El exabrupto del Jobbik citado más arriba es un ejemplo entre otros muchos. He aquí las palabras de un seguidor del Fidez sobre los inmigrantes: “El caos derivado de la llegada masiva de inmigrantes a Europa”, escribió Lazslo Foldi en junio de 2015, “ha tenido un efecto destructivo en la vida de los europeos. Los franceses están más inseguros en París. Los habitantes de Viena se abstienen de acudir a determinados barrios de la capital. Londres está convirtiéndose en una verdadera Babel, donde pronto el caos parecerá ‘normal’”. Antiguo director de operaciones del Servicio Secreto de Hungría, Foldi es uno de tantos políticos que han medrado durante muchos años a base de crear y amplificar el temor al caos y al terrorismo.

 

El antisemitismo asoma a menudo las orejas, como cuando Orban clama a menudo contra George Soros y la conspiración para anegar Europa con el flujo de refugiados de Oriente Medio y África. De talante liberal, al menos en comparación con la gran mayoría de oligarcas, Soros es judío y puede servir de chivo expiatorio.
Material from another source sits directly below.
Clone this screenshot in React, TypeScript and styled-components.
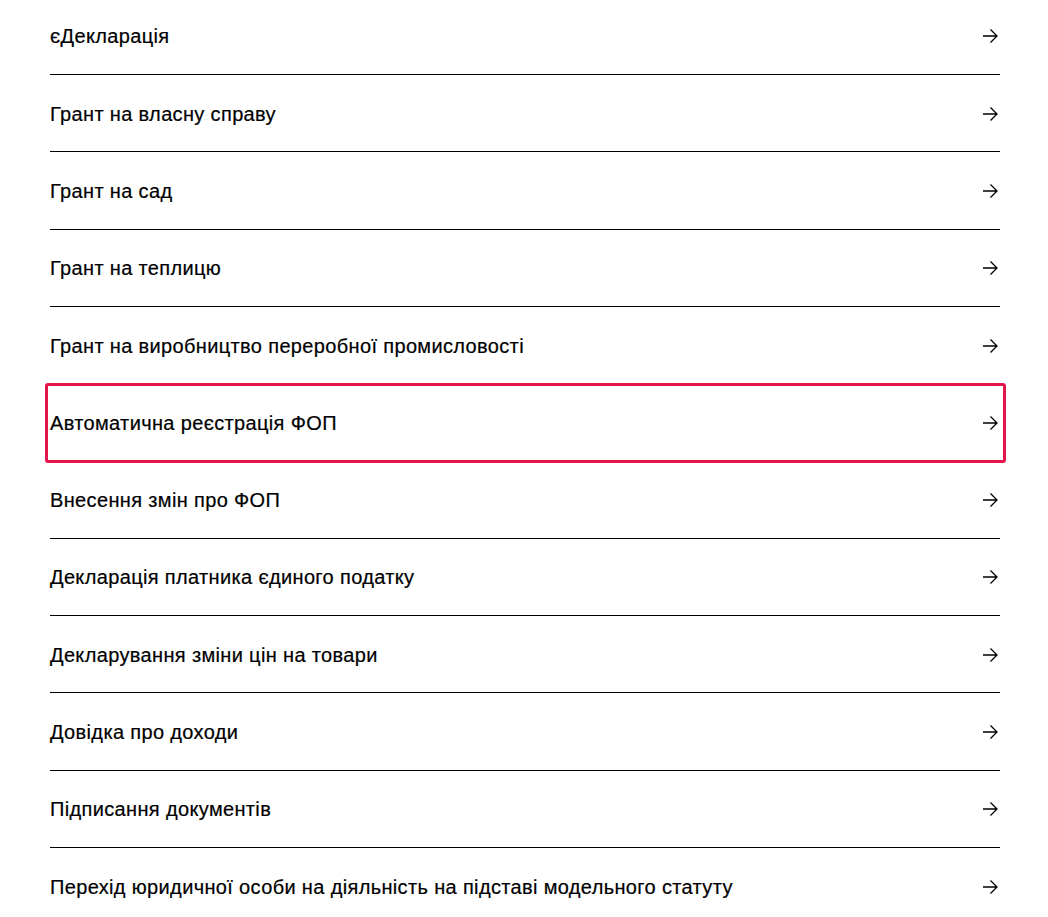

El magnate financia ONG en Hungría y otros países, e incluso esas organizaciones moderadas causan por lo visto la consternación de Orban y sus seguidores.

 

Mientras tanto, los cientos de miles que huyen de Siria y Afganistán, en particular, son refugiados por triples o cuádruples causas: el cambio climático, la globalización, la política de “sangre por petróleo” de EEUU y sus socios imperialistas, y la falta de alternativas políticas debido a la destrucción y el declive de la izquierda. ¿Qué pasaría si esas 400 000 hectáreasque se van a privatizar se pusieran a disposición de los refugiados sirios con vistas a un desarrollo agrícola sostenible? ¿Qué pasaría si las acerías de Ózd se reconvirtieran en fábricas de componentes para la producción de energía solar o eólica? Por supuesto, estas y otras incontables iniciativas viables no están en el programa, ni siquiera se plantean en el debate público. Balpart, Amigos de la Naturaleza y otras organizaciones todavía son relativamente pequeñas, especialmente en comparación con el peso abrumador del capital global y sus intereses.

 

En Eger, Hungría, todavía existe un minarete que data de la época del imperio otomano. Es el minarete más septentrional de Europa. Una vez expulsados los otomanos, los cristianos llevaron allí más de 400 bueyes, los ataron al minarete y trataron de tumbarlo. No lo lograron, y la edificación sigue allí, ahora en silencio si no fuera por las pisadas y los resoplidos de los turistas que se atreven a subir por su estrecha escalera. Después de París, y ahora San Bernardino, la posición antes aislada de Orban sobre los refugiados recibe –tristemente y ojalá de forma temporal– el visto bueno de la opinión pública. El Donald-Trump de Europa Oriental puede intentar ahora conseguir lo que los 400 bueyes no lograron, y tumbar finalmente el minarete.